In 2017 the Junior Tour of Northern California held 26 tournaments with 850+ members. According to our data collection based on information available on the website, the average girl’s tournament course measured 6145 yards. The average winning score for girls was 146 (36 holes), or 73 per round. Ten of the 22 tournaments where won with scores of 144 or better and the low 36 holes total was a whopping 133! In the data collection we also collected the average 10th place scores girls. The average 10th place score for girls was 159 or 79.5.

The Winning Stats

We provided the numbers to statistics expert Peter Sanders. Peter’s company has been providing Strokes Gained analysis for golfers for the last 29 years. Peter is the founder of ShotByShot.com, a website that provides golfers at all levels with Strokes Gained analysis, pinpoints specific strengths and weaknesses and highlights improvement priorities. Since the launch of ShotByShot.com in 2005, Peter has collected over 317,000 rounds. Accordingly, Peter has agreed to share the numbers, below, for a typical female player who averages 73. There are two important points to consider when reviewing these statistics:

  1. In order to have a complete picture of the puzzle that is golf, one must consider the ERRORS, or lack thereof, that play such an important role in scoring at every level. Even the 650+ PGA Tour stats ignore these important miscues. Shot By Shot has included them in their analysis from the beginning and they are highlighted in the infographics below.
  2. The data provided represents only tournament rounds. As such it will primarily represent the high school and college programs that use ShotbyShot.com

Infographics Created by Alexis Bennett

The Winning Preparation

Junior girls are encouraged to use these stats as a benchmark against their own performance to determine where they might need to improve against the “typical 73 player.” After identifying gaps in their game, they can then create practice plans to help improve. For example, a junior might notice they have more 3-putts than the model. To improve, they could work put more time into practice, as well as playing games on the golf course like draw-back and 2-putt.
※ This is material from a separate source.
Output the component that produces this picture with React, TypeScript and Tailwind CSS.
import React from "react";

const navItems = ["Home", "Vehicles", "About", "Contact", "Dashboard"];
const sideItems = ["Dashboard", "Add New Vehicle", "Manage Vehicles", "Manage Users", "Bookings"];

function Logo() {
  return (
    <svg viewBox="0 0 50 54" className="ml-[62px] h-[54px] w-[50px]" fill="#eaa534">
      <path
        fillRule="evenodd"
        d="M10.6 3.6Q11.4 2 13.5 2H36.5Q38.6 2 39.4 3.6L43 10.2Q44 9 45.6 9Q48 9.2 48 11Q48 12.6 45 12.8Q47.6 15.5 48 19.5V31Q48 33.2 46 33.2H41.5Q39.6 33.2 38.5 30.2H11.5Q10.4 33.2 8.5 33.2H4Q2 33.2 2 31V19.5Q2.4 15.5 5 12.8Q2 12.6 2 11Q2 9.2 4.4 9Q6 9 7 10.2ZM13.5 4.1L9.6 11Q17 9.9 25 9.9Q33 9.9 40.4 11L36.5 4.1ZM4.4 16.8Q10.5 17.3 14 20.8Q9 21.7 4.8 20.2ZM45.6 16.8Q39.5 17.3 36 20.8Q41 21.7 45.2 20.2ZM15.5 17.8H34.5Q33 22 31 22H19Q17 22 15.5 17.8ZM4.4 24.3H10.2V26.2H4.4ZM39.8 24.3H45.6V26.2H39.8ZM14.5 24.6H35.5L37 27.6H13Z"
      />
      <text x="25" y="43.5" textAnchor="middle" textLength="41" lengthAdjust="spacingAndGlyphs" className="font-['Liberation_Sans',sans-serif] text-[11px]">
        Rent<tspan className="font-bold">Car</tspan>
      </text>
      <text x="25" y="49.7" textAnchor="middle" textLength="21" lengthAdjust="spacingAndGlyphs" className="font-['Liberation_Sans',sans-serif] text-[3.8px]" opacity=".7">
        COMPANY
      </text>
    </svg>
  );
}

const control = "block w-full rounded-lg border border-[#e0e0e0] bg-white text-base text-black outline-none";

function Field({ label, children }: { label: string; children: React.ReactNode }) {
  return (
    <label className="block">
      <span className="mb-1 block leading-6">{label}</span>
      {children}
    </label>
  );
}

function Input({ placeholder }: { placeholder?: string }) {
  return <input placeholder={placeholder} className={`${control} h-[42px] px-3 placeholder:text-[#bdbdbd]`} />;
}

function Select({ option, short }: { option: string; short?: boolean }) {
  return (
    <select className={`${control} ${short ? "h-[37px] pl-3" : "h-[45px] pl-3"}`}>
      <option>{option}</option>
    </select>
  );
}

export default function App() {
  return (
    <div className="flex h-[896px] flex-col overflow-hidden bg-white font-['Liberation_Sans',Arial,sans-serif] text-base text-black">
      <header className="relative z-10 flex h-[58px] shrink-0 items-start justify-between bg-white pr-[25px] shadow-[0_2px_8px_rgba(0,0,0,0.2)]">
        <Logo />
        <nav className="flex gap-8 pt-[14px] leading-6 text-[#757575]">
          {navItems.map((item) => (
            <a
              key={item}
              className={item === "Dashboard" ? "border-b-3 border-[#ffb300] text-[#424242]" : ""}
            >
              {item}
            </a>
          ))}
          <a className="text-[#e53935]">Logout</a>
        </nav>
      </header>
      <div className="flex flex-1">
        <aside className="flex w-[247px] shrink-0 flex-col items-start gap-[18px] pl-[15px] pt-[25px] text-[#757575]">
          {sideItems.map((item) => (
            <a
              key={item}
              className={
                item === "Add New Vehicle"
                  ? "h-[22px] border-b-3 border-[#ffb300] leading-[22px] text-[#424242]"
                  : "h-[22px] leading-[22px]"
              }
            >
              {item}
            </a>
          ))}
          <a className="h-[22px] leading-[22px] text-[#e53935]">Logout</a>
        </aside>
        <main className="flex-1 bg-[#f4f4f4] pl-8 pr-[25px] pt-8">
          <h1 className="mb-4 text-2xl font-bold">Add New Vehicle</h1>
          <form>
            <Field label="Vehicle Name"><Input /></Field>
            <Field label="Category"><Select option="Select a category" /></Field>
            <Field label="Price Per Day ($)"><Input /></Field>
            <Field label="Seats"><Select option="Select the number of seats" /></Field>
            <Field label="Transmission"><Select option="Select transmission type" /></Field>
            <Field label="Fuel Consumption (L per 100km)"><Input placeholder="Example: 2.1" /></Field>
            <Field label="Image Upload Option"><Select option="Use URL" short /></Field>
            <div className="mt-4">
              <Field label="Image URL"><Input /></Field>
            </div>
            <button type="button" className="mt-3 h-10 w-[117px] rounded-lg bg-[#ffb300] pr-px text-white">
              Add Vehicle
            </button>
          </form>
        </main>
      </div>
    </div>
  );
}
  • Drawback is a game where after your first putt, you draw the second putt one putter length away from the hole. This often changes a shorter putt (> 2 feet) to a putt of between 3.5 – 5 feet. This putts significantly more pressure on your putting.
  • You may also play Two-Putt, a game where when you reach the green, you (or your playing competitor) tosses the ball away from the hole. You must 2-putt from that spot to move to the next hole (even if it takes a couple attempts!).

Others reading this article might find that they don’t hit enough greens. Improving this area will require more consistent strikes, which may require further technical development and block practice, as well as working on the golf course. To start, I would recommend that every junior implement the yardage rule. The yardage rule works like this; figure out the distance to the very back of the green. For example, this number may be 157. Then figure out what club ALWAYS flies 157, which might be 6-iron. Then choose 7-iron for the shot. This way your best shot will not fly the green, your average shot will likely be in the middle of the green and your less-than-perfect shot will hopefully end up on the front of the green.

During practice rounds, play competitive games with yourself to sharpen your ability to hit greens. For example, if you normally hit 7 greens per round, in practice your goal might be 9. You would track your results over a month and then see your progress.

Beyond building individual skills, like hitting greens or working on putting, junior golfers need times to play competitive rounds on their home golf courses. Ideally, these rounds are played against other people with similar skills and done under tournament like conditions with consequences (loser buys winner a coke or cleans their golf clubs). Playing hundreds of rounds at your home golf course under these conditions gives you a unique opportunity to sharpen your game, learn your tendencies and build skills such as endurance and mental toughness. Most importantly, it teaches you to win and shoot under par!

Please also keep in mind building these skills may take months (or even years). In my own personal experience, when I set out to improve my birdies per round, it took nearly 4 months and 75+ rounds and significant practice to begin to see a change. Depending on your schedule and access to resources like a golf course and instructor, some changes might take a year or more. Regardless, don’t ever worry; building a solid foundation in golf will always lead to rewards!